Seven Principles for Good Practice in Undergraduate Education
by Arthur W. Chickering and Zelda F. Gamson
- Good Practice Encourages Student-Faculty Contact – Frequent student-faculty contact in and out of classes is the most important factor in student motivation and involvement. Faculty concern helps students get through rough times and keep on working. Knowing a few faculty members well enhances students’ intellectual commitment and encourages them to think about their own values and future plans.
What you can do:
- Provide clear expectations
- Demonstrate teaching presence
- Provide weekly course homepage entries in bulletin board news
- Regularly check-in with your students through course mail and/or phone calls about how they think they are doing
- Monitor question areas and discussion forum activities
- Occasionally seek feedback from your students about how you can support them
- Blackboard Collaborate
- Good Practice Encourages Cooperation among Students – Learning is enhanced when it is more like a team effort than a solo race. Good learning, like good work, is collaborative and social, not competitive and isolated. Working with others often increases involvement in learning. Sharing one’s own ideas and responding to others’ reactions improves thinking and deepens understanding.
What you can do:
- facilitating cooperation among students
- fostering student connections
- encouraging collaboration
- reinforcing the value of engagement and responding to peers
- Good Practice Encourages Active Learning – Learning is not a spectator sport. Students do not learn much just sitting in classes listening to teachers, memorizing pre-packaged assignments, and spitting out answers. They must talk about what they are learning, write about it, relate it to past experiences, and apply it to their daily lives. They must make what they learn part of themselves.
What you can do:
- Providing clear expectations
- Coaching students on learning to learn
- Encourage students to explain their ideas in detail (why do they agree/disagree, describe their observations or experiences, give examples of applying a concept to their lives or hypothetically
- Foster critical thinking and active learning
- Good Practice Gives Prompt Feedback – Knowing what you know and don’t know focuses learning. Students need appropriate feedback on performance to benefit from courses. In getting started, students need help in assessing existing knowledge and competence. In classes, students need frequent opportunities to perform and receive suggestions for improvement. At various points during college, and at the end, students need chances to reflect on what they have learned, what they still need to know, and how to assess themselves.
What you can do:
- Provide regular feedback to each student through course mail
- Provide timely feedback to each student on completed activities (weekly discussion forums, assignments, other activities)
- Explain to students what they are doing well (indicate their strengths, the ways in which they are meeting expectations on assignments, discussions, other activities)
- Explain to students what areas of improvement still exist in their learning (indicate their gaps of learning, the ways they have not yet met expectations,specific items they should improve on for next learning activity/assignment)
- Remind them you have provided feedback and where they can find it.
- Good Practice Emphasizes Time on Task – Time plus energy equals learning.
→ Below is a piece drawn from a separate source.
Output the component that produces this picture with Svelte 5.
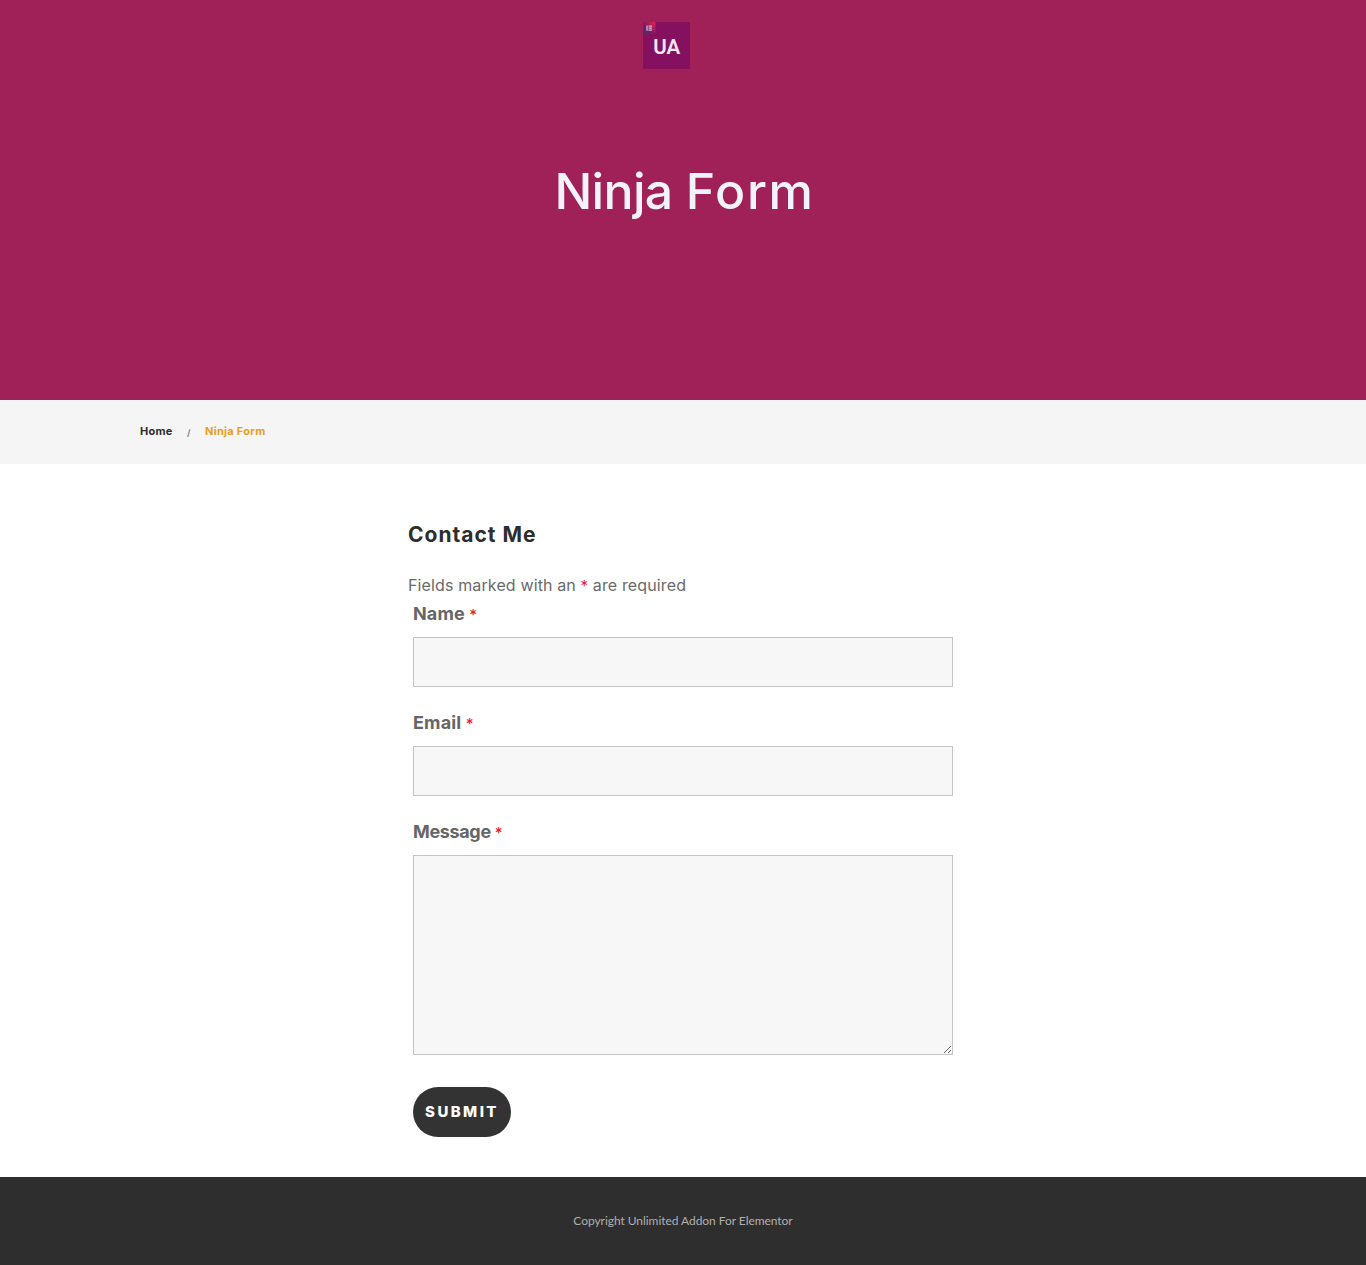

There is no substitute for time on task. Learning to use one’s time well is critical for students and professionals alike. Students need help in learning effective time management. Allocating realistic amounts of time means effective learning for students and effective teaching for faculty. How an institution defines time expectations for students, faculty, administrators, and other professional staff can establish the basis for high performance for all.
What you can do:
- Set clear expectations on learning activities and completing them.
- Monitor course participation and attendance.
- Reach out to students who have stopped engaging.
- Include learning activity due dates on your course schedule.
- Provide regular task reminders on the coruse home page of what is due, when.
- Let students know what they should do if they run into difficulties on submitting assignments or falling behind.
- Consider how and when you will be flexible with students who are falling behind and communicate expectations.
- When appropriate, ask for, or negotiate with students to devise an action plan to complete outstanding work including a date when it will be completed.
- Good Practice Communicates High Expectations – Expect more and you will get it. High Expectations are important for everyone – for the poorly prepared, for those unwilling to exert themselves, and for the bright and well motivated. Expecting students to perform well becomes a self-fulfilling prophecy when teachers and institutions hold high expectations of themselves and make extra efforts.
What you can do:
- Set and communicate clear expectations prior to the term start.
- Notify students where they can find your expectations, objectives of the course, and criteria to be successful.
- Remind students, when needed, your expectations and the coursecriteria to be succesful.
- Provide regular feedback to students about how they are meeting expectations (what they are doing well, what they need to improve on and any insights about how they might have applied previous feedback).
- Good Practice Respects Diverse Talents and Ways of Learning – There are many roads to learning. People bring different talents and styles of learning to college. Brilliant students in the seminar room may be all thumbs in the lab or art studio. Students rich in hands-on experience may not do so well with theory. Students need the opportunity to show their talents and learn in ways that work for them. Then they can be pushed to learning in new ways that do not come so easily.
What you can do:
- Personally connect with your students at the beginning of the term and learn about their interests and how they approach learning.
- Touch base regularly with your students to find out if they are struggling with anything in particular and what type of support they might need.
- If students are in need of academic support, recommend students contact CDL’s Academic Support Office: CDLAdademic.Support@esc.edu
February 23rd, 2013 at 2:33 pm
“Seven Principles…” has provides a helpful “good practice” checklist for me as a blossoming online instructor. It should also act as a helpful reminder for seasoned instructors. Thank-you.